The picture above shows the cross after conservation. From earlier photographs you can see that the base is a plain shape very similar to that of the Rumwoldstow cross, but it has been embellished with indented gold wire and a gold boss.

Source: http://www.stedmundsburychronicle.co.uk/ixworthcross.htm

So our silver cross at Rumwoldstow derives from two early Anglo-Saxon finds, both Cuthbert crosses, one plain, and one a complete circle. And we thank Alf Silversmith for his gift with all joy.

The Hambledon Deux-ans

Last year for the first time we got a couple of apples from the young Hambledon Deux-ans apple tree, planted nearly five years ago now. It was the tree that was most munched by enthusiastic young cows in its first year and I’m honestly chuffed that it’s alive at all. I put the apples in the dining room and kept meaning to move them somewhere cooler but never got round to it, and finally decided to just eat them!

All things considered, I think the apple didn’t do too badly; more than half of it was eatable, though very tart. I can see why it’s described as a cooker.

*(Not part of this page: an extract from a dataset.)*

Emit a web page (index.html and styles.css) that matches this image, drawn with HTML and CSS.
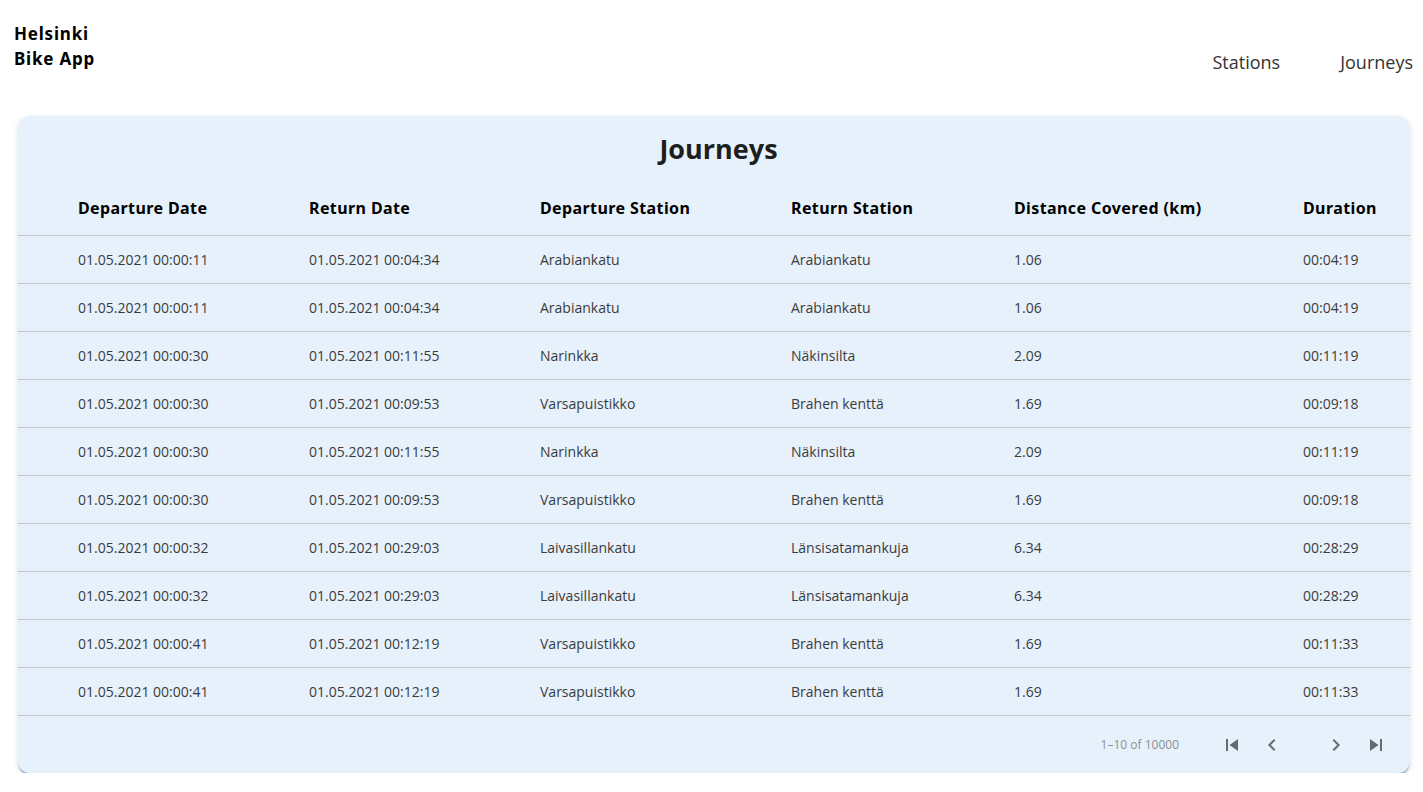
FILE: index.html
```html
<!DOCTYPE html>
<html>
<head>
<meta charset="utf-8">
<link rel="stylesheet" href="styles.css">
</head>
<body>
<header class="topbar">
  <div class="brand">Helsinki<br>Bike App</div>
  <nav class="nav">
    <a class="nav-link">Stations</a>
    <a class="nav-link">Journeys</a>
  </nav>
</header>
<main class="content">
  <section class="card">
    <h1 class="card-title">Journeys</h1>
    <table class="table">
      <colgroup>
        <col class="c1"><col class="c2"><col class="c3"><col class="c4"><col class="c5"><col class="c6">
      </colgroup>
      <thead>
        <tr><th>Departure Date</th><th>Return Date</th><th>Departure Station</th><th>Return Station</th><th>Distance Covered (km)</th><th>Duration</th></tr>
      </thead>
      <tbody>
        <tr><td>01.05.2021 00:00:11</td><td>01.05.2021 00:04:34</td><td>Arabiankatu</td><td>Arabiankatu</td><td>1.06</td><td>00:04:19</td></tr>
        <tr><td>01.05.2021 00:00:11</td><td>01.05.2021 00:04:34</td><td>Arabiankatu</td><td>Arabiankatu</td><td>1.06</td><td>00:04:19</td></tr>
        <tr><td>01.05.2021 00:00:30</td><td>01.05.2021 00:11:55</td><td>Narinkka</td><td>Näkinsilta</td><td>2.09</td><td>00:11:19</td></tr>
        <tr><td>01.05.2021 00:00:30</td><td>01.05.2021 00:09:53</td><td>Varsapuistikko</td><td>Brahen kenttä</td><td>1.69</td><td>00:09:18</td></tr>
        <tr><td>01.05.2021 00:00:30</td><td>01.05.2021 00:11:55</td><td>Narinkka</td><td>Näkinsilta</td><td>2.09</td><td>00:11:19</td></tr>
        <tr><td>01.05.2021 00:00:30</td><td>01.05.2021 00:09:53</td><td>Varsapuistikko</td><td>Brahen kenttä</td><td>1.69</td><td>00:09:18</td></tr>
        <tr><td>01.05.2021 00:00:32</td><td>01.05.2021 00:29:03</td><td>Laivasillankatu</td><td>Länsisatamankuja</td><td>6.34</td><td>00:28:29</td></tr>
        <tr><td>01.05.2021 00:00:32</td><td>01.05.2021 00:29:03</td><td>Laivasillankatu</td><td>Länsisatamankuja</td><td>6.34</td><td>00:28:29</td></tr>
        <tr><td>01.05.2021 00:00:41</td><td>01.05.2021 00:12:19</td><td>Varsapuistikko</td><td>Brahen kenttä</td><td>1.69</td><td>00:11:33</td></tr>
        <tr><td>01.05.2021 00:00:41</td><td>01.05.2021 00:12:19</td><td>Varsapuistikko</td><td>Brahen kenttä</td><td>1.69</td><td>00:11:33</td></tr>
      </tbody>
    </table>
    <div class="pagination">
      <span class="page-info">1–10 of 10000</span>
      <div class="page-buttons">
        <button class="page-btn"><svg viewBox="0 0 24 24"><path d="M6 6h2v12H6zm3.5 6l8.5 6V6z"/></svg></button>
        <button class="page-btn"><svg viewBox="0 0 24 24"><path d="M15.41 16.59L10.83 12l4.58-4.59L14 6l-6 6 6 6 1.41-1.41z"/></svg></button>
        <button class="page-btn gap"><svg viewBox="0 0 24 24"><path d="M8.59 16.59L13.17 12 8.59 7.41 10 6l6 6-6 6-1.41-1.41z"/></svg></button>
        <button class="page-btn"><svg viewBox="0 0 24 24"><path d="M6 18l8.5-6L6 6v12zM16 6v12h2V6h-2z"/></svg></button>
      </div>
    </div>
  </section>
</main>
</body>
</html>
```

FILE: styles.css
```css
* { box-sizing: border-box; }
html, body { margin: 0; padding: 0; background: #fff; }
body { font-family: "Open Sans", "Noto Sans", sans-serif; color: #222; }

.topbar {
  display: flex;
  justify-content: space-between;
  align-items: flex-start;
  padding: 21px 10px 0 14px;
  height: 116px;
}
.brand {
  font-family: "Noto Sans", "Open Sans", sans-serif;
  font-weight: 700;
  font-size: 17px;
  letter-spacing: 0.8px;
  line-height: 25px;
  color: #000;
}
.nav {
  display: flex;
  gap: 60px;
  padding-top: 28px;
}
.nav-link {
  font-size: 18px;
  line-height: 26px;
  color: #333;
  text-decoration: none;
}

.content { padding: 0 13px 0 18px; }

.card {
  background: #e7f1fb;
  border-radius: 12px;
  box-shadow: 0 3px 2px -1px rgba(70, 125, 175, 0.6), 0 2px 6px rgba(0, 0, 0, 0.12);
  overflow: hidden;
}
.card-title {
  margin: 0;
  text-align: center;
  font-size: 27px;
  font-weight: 700;
  line-height: 38px;
  padding: 14px 0 0 9px;
  color: #1e1e1e;
}

.table {
  width: 100%;
  border-collapse: collapse;
  table-layout: fixed;
}
.c1 { width: 275px; }
.c2 { width: 231px; }
.c3 { width: 251px; }
.c4 { width: 223px; }
.c5 { width: 289px; }
.c6 { width: 123px; }

.table th {
  font-family: "Noto Sans", "Open Sans", sans-serif;
  text-align: left;
  font-size: 16px;
  font-weight: 700;
  letter-spacing: 0.4px;
  color: #000;
  padding: 30px 16px 16px;
  line-height: 21px;
  border-bottom: 1px solid #c3c6d1;
  white-space: nowrap;
}
.table td {
  font-size: 14px;
  color: #3b3b3b;
  padding: 0 16px;
  height: 48px;
  line-height: 20px;
  border-bottom: 1px solid #c3c6d1;
  white-space: nowrap;
}
.table th:first-child, .table td:first-child { padding-left: 60px; }

.pagination {
  display: flex;
  justify-content: flex-end;
  align-items: center;
  height: 57px;
  padding-right: 22px;
}
.page-info {
  font-size: 12px;
  color: #8a8f96;
  margin-right: 41px;
}
.page-buttons { display: flex; gap: 16px; }
.page-btn {
  width: 24px;
  height: 24px;
  padding: 0;
  border: 0;
  background: transparent;
  display: flex;
}
.page-btn svg { width: 24px; height: 24px; fill: #666a70; }
.page-btn.gap { margin-left: 24px; }
```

Fingers crossed the tree will do better this year, though with the hazards of drought and late frost, it’s an absolute unknown quantity.

Yew tree and moonlight

Our good friend the Bogwitch made a reappearance over the midwinter festival and despite her incomprehensible ramblings in some strange language, she bore a gift! A yew tree, without which indeed no chapel or church is complete, and it has absolutely no pagan significance whatsoever. It’s on the small side and it’ll probably continue to live in a pot, as we don’t want it to be out in the orchard where livestock might nibble it. Yew is toxic, leaf berry and wood, so don’t mess with it.

Ah, I haven’t introduced you to the Bogwitch. Well, that’s something to look forward to! She’s….a bit of a character.

Anyway, yes, here’s a lovely tree. It needs a bit more soil in the pot, if it only stops raining for long enough I’ll get out there and fix it up.

I awoke before dawn (not so hard in early January) and was lured outside by the shimmer of moonlight on water…Lake Meadow is flooded good and proper, and looked very pretty.

As it was about 6am the moon, though full, wasn’t very high in the sky. But still, you get the idea, and it was well worth getting out of bed for. And I’m impressed that the camera on my phone managed to make any sense of the scene!